Which brings up another advantage to the couple’s lifestyle. With gas prices so high, Don says that at certain times of the year, a tank of gas can last him six weeks, since he stays home most of the time, where he likes to be. He does transport his alpacas to shows where many of them have won ribbons, making them more attractive for breeding. But being around the farm is enough of a reward, especially when their grandchildren come to visit and rush down to the barn to see the “’pacas.”


The alpaca industry in this country is growing leaps and bounds (no pun intended). Many Americans are buying alpacas as an investment (some animals can cost as much as thousands of dollars), and Don says this reflects the fact that most of us have a farming history not too far back in our family trees. “Baby Boomers like getting back to their roots,” Don says, and getting involved in some way in the alpaca industry is a way to do that.


The fiber shorn from the alpacas annually is soft and nearly hypoallergenic and comes in about twenty different colors -- the natural color range of alpacas -- from black to white to brown to roan to gray. When spun into yarn, the alpaca wool price-wise is comparable to good wool sold in knitting stores. The Phillips feature hand-made items of alpaca in their store, AlpacApparel at Four Points, located in their home. You can buy one-of-a-kind garments and accessories there, as well as yarn spun from the animals you visit on their farm.


Newcomers to the industry can learn a lot from people like Don and Jan, who enthusiastically communicate their knowledge of alpacas while petting one of the happy animals. Whether you want to include the animals as part of a financial portfolio, raise them yourself or board them at someone else’s farm, there are plenty of opportunities to have these graceful animals in your life if you so choose. For more information, you can reach Don and Jan at www.fourpointsalpacas.com, 724-586-9677 or email to info@fourpointsalpacas.com.

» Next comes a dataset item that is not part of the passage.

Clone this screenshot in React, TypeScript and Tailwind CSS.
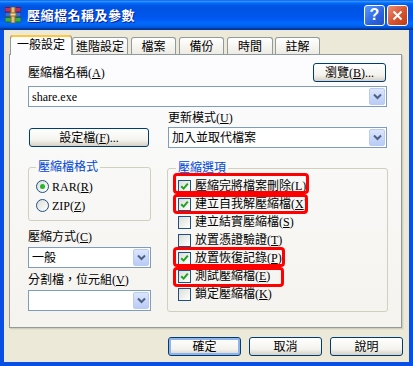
import type { ReactNode } from 'react';

function Key({ k }: { k: string }) {
	return (
		<>
			(<span className="underline underline-offset-1">{k}</span>)
		</>
	);
}

function Chevron() {
	return (
		<svg width="9" height="7" viewBox="0 0 9 7">
			<path d="M1 1.5 L4.5 5 L8 1.5" fill="none" stroke="#4D6185" strokeWidth="2" />
		</svg>
	);
}

function Combo({ value, className = '' }: { value?: string; className?: string }) {
	return (
		<div className={`flex h-[21px] items-center border border-[#7F9DB9] bg-white pl-[3px] pr-px ${className}`}>
			<span className="flex-1 leading-[14px]">{value}</span>
			<div className="flex h-[17px] w-[16px] items-center justify-center rounded-[2px] border border-[#BACBF3] bg-[linear-gradient(#DCE6FC,#B9CBF7)]">
				<Chevron />
			</div>
		</div>
	);
}

function Btn({ children, className = '', main = false }: { children: ReactNode; className?: string; main?: boolean }) {
	return (
		<div
			className={`flex h-[19px] items-center justify-center rounded-[3px] border border-[#003C74] bg-[linear-gradient(#FFFFFF,#F4F3EE_65%,#D6D0C5)] leading-[14px] ${
				main ? 'shadow-[inset_0_0_0_2px_#8FB3EC]' : ''
			} ${className}`}
		>
			{children}
		</div>
	);
}

function Check({ on }: { on: boolean }) {
	return (
		<div className="flex h-[13px] w-[13px] shrink-0 items-center justify-center border border-[#1C5180] bg-[linear-gradient(135deg,#DCDCD7,#FFFFFF)]">
			{on && (
				<svg width="9" height="9" viewBox="0 0 9 9">
					<path d="M1.2 4.2 L3.6 6.6 L7.8 1.6" fill="none" stroke="#21A121" strokeWidth="2" />
				</svg>
			)}
		</div>
	);
}

function Radio({ on }: { on: boolean }) {
	return (
		<div className="flex h-[13px] w-[13px] shrink-0 items-center justify-center rounded-full border border-[#1C5180] bg-[linear-gradient(135deg,#DCDCD7,#FFFFFF)]">
			{on && <div className="h-[5px] w-[5px] rounded-full bg-[#2AB52A]" />}
		</div>
	);
}

const options = [
	{ label: '壓縮完將檔案刪除', k: 'L', on: true },
	{ label: '建立自我解壓縮檔', k: 'X', on: true },
	{ label: '建立結實壓縮檔', k: 'S', on: false },
	{ label: '放置憑證驗證', k: 'T', on: false },
	{ label: '放置恢復記錄', k: 'P', on: true },
	{ label: '測試壓縮檔', k: 'E', on: true },
	{ label: '鎖定壓縮檔', k: 'K', on: false },
];

const tabs = [
	{ label: '進階設定', w: 'w-[56px] ml-0' },
	{ label: '檔案', w: 'w-[45px] ml-[3px]' },
	{ label: '備份', w: 'w-[45px] ml-[3px]' },
	{ label: '時間', w: 'w-[46px] ml-[3px]' },
	{ label: '註解', w: 'w-[45px] ml-[2px]' },
];

export default function App() {
	return (
		<div className="flex h-[366px] w-[413px] flex-col bg-[#0A4FE4] text-[12px] leading-[14px] text-black [font-family:'Liberation_Serif','Noto_Sans_CJK_TC',serif]">
			{/* title bar */}
			<div className="flex h-[30px] shrink-0 items-center bg-[linear-gradient(#0058EE_0%,#3593FF_4%,#288EFF_6%,#127DFF_8%,#036FFC_10%,#0262EE_14%,#0057E5_20%,#0054E3_24%,#0055EB_56%,#005BF5_66%,#026AFE_76%,#0062EF_86%,#0052D6_92%,#0040AB_94%,#003092_100%)] pl-[5px] pr-[5px]">
				<svg width="16" height="16" viewBox="0 0 16 16" className="mb-px">
					<rect x="0" y="0.5" width="16" height="4.5" fill="#B8305C" stroke="#6A1A48" strokeWidth="1" />
					<rect x="0" y="5.5" width="16" height="4.5" fill="#3A6CE0" stroke="#1A3A90" strokeWidth="1" />
					<rect x="0" y="10.5" width="16" height="4.5" fill="#3CAE48" stroke="#1A6A28" strokeWidth="1" />
					<rect x="6" y="0" width="4" height="16" fill="#E2BE78" stroke="#8A6A30" strokeWidth="1" />
					<rect x="5" y="6" width="6" height="3" fill="#F4DCA0" stroke="#8A6A30" strokeWidth="1" />
				</svg>
				<div className="ml-[6px] flex-1 text-[13px] font-bold tracking-[0.5px] text-white [font-family:'Noto_Sans_CJK_TC',sans-serif] [text-shadow:1px_1px_0_#0A1E8C]">
					壓縮檔名稱及參數
				</div>
				<div className="flex h-[21px] w-[21px] items-center justify-center rounded-[3px] border border-white bg-[linear-gradient(135deg,#5A9AFB,#2A63E0_60%,#2452C8)] text-[16px] font-bold leading-none text-white [font-family:'Liberation_Sans',sans-serif]">
					?
				</div>
				<div className="ml-[2px] flex h-[21px] w-[21px] items-center justify-center rounded-[3px] border border-white bg-[linear-gradient(135deg,#EC8E72,#D5532F_55%,#C23A18)]">
					<svg width="11" height="11" viewBox="0 0 11 11">
						<path d="M1.5 1.5 L9.5 9.5 M9.5 1.5 L1.5 9.5" stroke="white" strokeWidth="2" />
					</svg>
				</div>
			</div>

			{/* body */}
			<div className="mx-[4px] mb-[4px] flex flex-1 flex-col bg-[#ECE9D8] pt-[5px]">
				{/* tabs */}
				<div className="ml-[6px] flex h-[19px] items-end">
					<div className="relative z-10 -mb-px flex h-[20px] w-[62px] items-start justify-center rounded-t-[3px] border-x border-[#919B9C] bg-[#FCFCFE] pt-[3px] shadow-[inset_0_2px_0_#FFC83C,inset_0_1px_0_#E68B2C]">
						一般設定
					</div>
					{tabs.map((t) => (
						<div
							key={t.label}
							className={`flex h-[17px] items-center justify-center rounded-t-[3px] border border-b-0 border-[#919B9C] bg-[linear-gradient(#FFFFFF,#F4F3EE_60%,#ECEBE6)] pt-px ${t.w}`}
						>
							{t.label}
						</div>
					))}
				</div>

				{/* panel */}
				<div className="ml-[5px] h-[274px] w-[393px] border border-[#919B9C] bg-[linear-gradient(#FCFCFE,#F4F3EE)] pl-[18px] pt-[8px] shadow-[1px_1px_0_#D0CEBF,2px_2px_0_#E3E0D0]">
					<div className="flex h-[19px] w-[359px] items-center justify-between">
						<span>
							壓縮檔名稱<Key k="A" />
						</span>
						<Btn className="mr-px w-[73px]">
							瀏覽<Key k="B" />...
						</Btn>
					</div>
					<Combo value="share.exe" className="mt-[4px] w-[359px]" />

					<div className="flex">
						{/* left column */}
						<div className="flex w-[123px] flex-col">
							<Btn className="ml-px mt-[21px] w-[120px]">
								設定檔<Key k="F" />...
							</Btn>
							<div className="relative mt-[20px] h-[54px] rounded-[3px] border border-[#D0D0BF] pl-[7px] pt-[9px]">
								<span className="absolute -top-[8px] left-[7px] bg-[#F9F9F8] px-[2px] text-[#0046D5]">壓縮檔格式</span>
								<div className="flex h-[19px] items-center gap-[3px]">
									<Radio on />
									<span>
										RAR<Key k="R" />
									</span>
								</div>
								<div className="flex h-[19px] items-center gap-[3px]">
									<Radio on={false} />
									<span>
										ZIP<Key k="Z" />
									</span>
								</div>
							</div>
							<div className="mt-[9px] h-[14px]">
								壓縮方式<Key k="C" />
							</div>
							<Combo value="一般" className="mt-[3px] w-[123px]" />
							<div className="mt-[5px] h-[14px]">
								分割檔，位元組<Key k="V" />
							</div>
							<Combo className="mt-[3px] w-[123px]" />
						</div>

						{/* right column */}
						<div className="ml-[16px] flex w-[221px] flex-col">
							<div className="ml-px mt-[4px] h-[14px]">
								更新模式<Key k="U" />
							</div>
							<Combo value="加入並取代檔案" className="ml-px mt-[2px] w-[219px]" />
							<div className="relative mt-[20px] rounded-[3px] border border-[#D0D0BF] pb-[8px] pl-[10px] pt-[8px]">
								<span className="absolute -top-[8px] left-[8px] bg-[#F9F9F8] px-[2px] text-[#0046D5]">壓縮選項</span>
								{options.map((o) => (
									<div key={o.k} className="flex h-[18px] items-center gap-[4px]">
										<Check on={o.on} />
										<span>
											{o.label}
											<Key k={o.k} />
										</span>
									</div>
								))}
								<div className="absolute left-[5px] top-[4px] h-[21px] w-[136px] rounded-[4px] border-[3px] border-[#FF0000]" />
								<div className="absolute left-[5px] top-[25px] h-[20px] w-[135px] rounded-[4px] border-[3px] border-[#FF0000]" />
								<div className="absolute left-[5px] top-[78px] h-[20px] w-[112px] rounded-[4px] border-[3px] border-[#FF0000]" />
								<div className="absolute left-[5px] top-[98px] h-[20px] w-[111px] rounded-[4px] border-[3px] border-[#FF0000]" />
							</div>
						</div>
					</div>
				</div>

				{/* bottom buttons */}
				<div className="mt-[9px] flex justify-end gap-[8px] pr-[6px]">
					<Btn main className="w-[73px]">
						確定
					</Btn>
					<Btn className="w-[73px]">取消</Btn>
					<Btn className="w-[73px]">說明</Btn>
				</div>
			</div>
		</div>
	);
}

A warning, though: If you visit this lovely serene farm, you may want to grab an alpaca and stash it in your car to take home when Don and Jan aren’t looking. As you drive away, you will remember, darn, that alpacas are social herding animals and like to have friends around. That means you would have to own enough land at home to graze two animals, at least. So you start browsing through the real estate listings for a new home on a larger plot of land and….


But retirement never looked so good.